• [EXERCISE INSTRUCTIONS]
Give the data again exactly as written, skipping any pictures.

• [PROVIDED DATA]
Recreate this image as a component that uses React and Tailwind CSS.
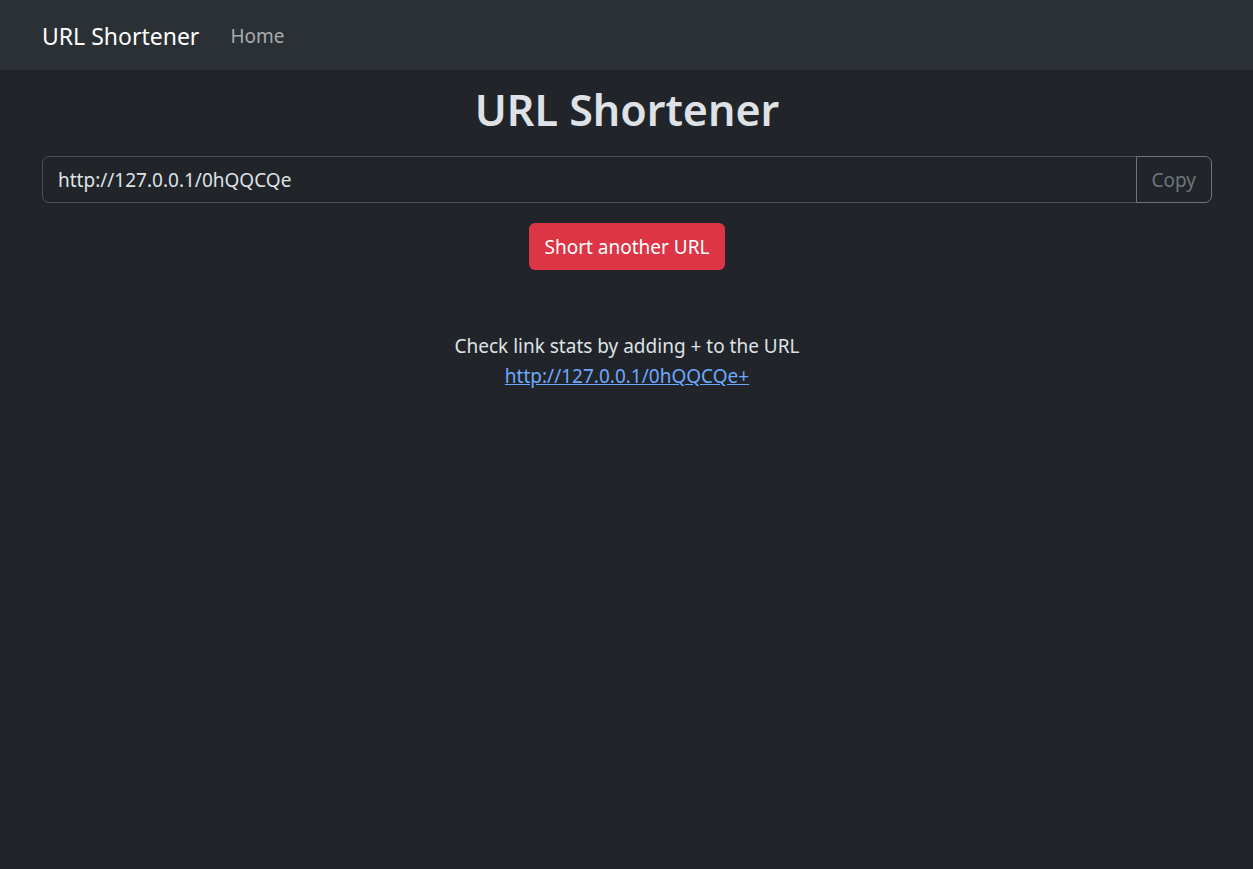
export default function App() {
  const font = { fontFamily: '"Segoe UI", "Noto Sans", "Liberation Sans", sans-serif' };
  return (
    <div className="min-h-[869px] bg-[#212529] text-[#dee2e6]" style={font}>
      <nav className="h-[70px] bg-[#2b3035] flex items-center px-[42px] pt-[1px]">
        <span className="text-[23px] leading-[30px] text-white mr-[31px]">URL Shortener</span>
        <span className="text-[19px] leading-[30px] text-[#a7acb1]">Home</span>
      </nav>
      <div className="pl-[42px] pr-[41px]">
        <h1 className="text-[43px] leading-[48px] font-semibold text-center mt-[16px] mb-[22px]">URL Shortener</h1>
        <div className="flex h-[47px]">
          <div className="flex-1 flex items-center border border-[#495057] rounded-l-[7px] px-[15px] pt-[2px] text-[19px] text-[#dee2e6]">
            http://127.0.0.1/0hQQCQe
          </div>
          <button className="border border-[#6c757d] rounded-r-[7px] px-[15px] pt-[2px] text-[19px] text-[#6c757d] -ml-px">
            Copy
          </button>
        </div>
        <div className="flex justify-center mt-[20px]">
          <button className="bg-[#dc3545] text-white text-[19px] h-[47px] px-[16px] pt-[2px] rounded-[6px]">
            Short another URL
          </button>
        </div>
        <div className="text-center mt-[61px] text-[19px] leading-[30px]">
          <p>Check link stats by adding + to the URL</p>
          <a href="#" className="text-[#6ea8fe] underline">http://127.0.0.1/0hQQCQe+</a>
        </div>
      </div>
    </div>
  );
}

• [RESULT OF THE EXERCISE]
Recreate this image as a component that uses React and Tailwind CSS.
export default function App() {
  const font = { fontFamily: '"Segoe UI", "Noto Sans", "Liberation Sans", sans-serif' };
  return (
    <div className="min-h-[869px] bg-[#212529] text-[#dee2e6]" style={font}>
      <nav className="h-[70px] bg-[#2b3035] flex items-center px-[42px] pt-[1px]">
        <span className="text-[23px] leading-[30px] text-white mr-[31px]">URL Shortener</span>
        <span className="text-[19px] leading-[30px] text-[#a7acb1]">Home</span>
      </nav>
      <div className="pl-[42px] pr-[41px]">
        <h1 className="text-[43px] leading-[48px] font-semibold text-center mt-[16px] mb-[22px]">URL Shortener</h1>
        <div className="flex h-[47px]">
          <div className="flex-1 flex items-center border border-[#495057] rounded-l-[7px] px-[15px] pt-[2px] text-[19px] text-[#dee2e6]">
            http://127.0.0.1/0hQQCQe
          </div>
          <button className="border border-[#6c757d] rounded-r-[7px] px-[15px] pt-[2px] text-[19px] text-[#6c757d] -ml-px">
            Copy
          </button>
        </div>
        <div className="flex justify-center mt-[20px]">
          <button className="bg-[#dc3545] text-white text-[19px] h-[47px] px-[16px] pt-[2px] rounded-[6px]">
            Short another URL
          </button>
        </div>
        <div className="text-center mt-[61px] text-[19px] leading-[30px]">
          <p>Check link stats by adding + to the URL</p>
          <a href="#" className="text-[#6ea8fe] underline">http://127.0.0.1/0hQQCQe+</a>
        </div>
      </div>
    </div>
  );
}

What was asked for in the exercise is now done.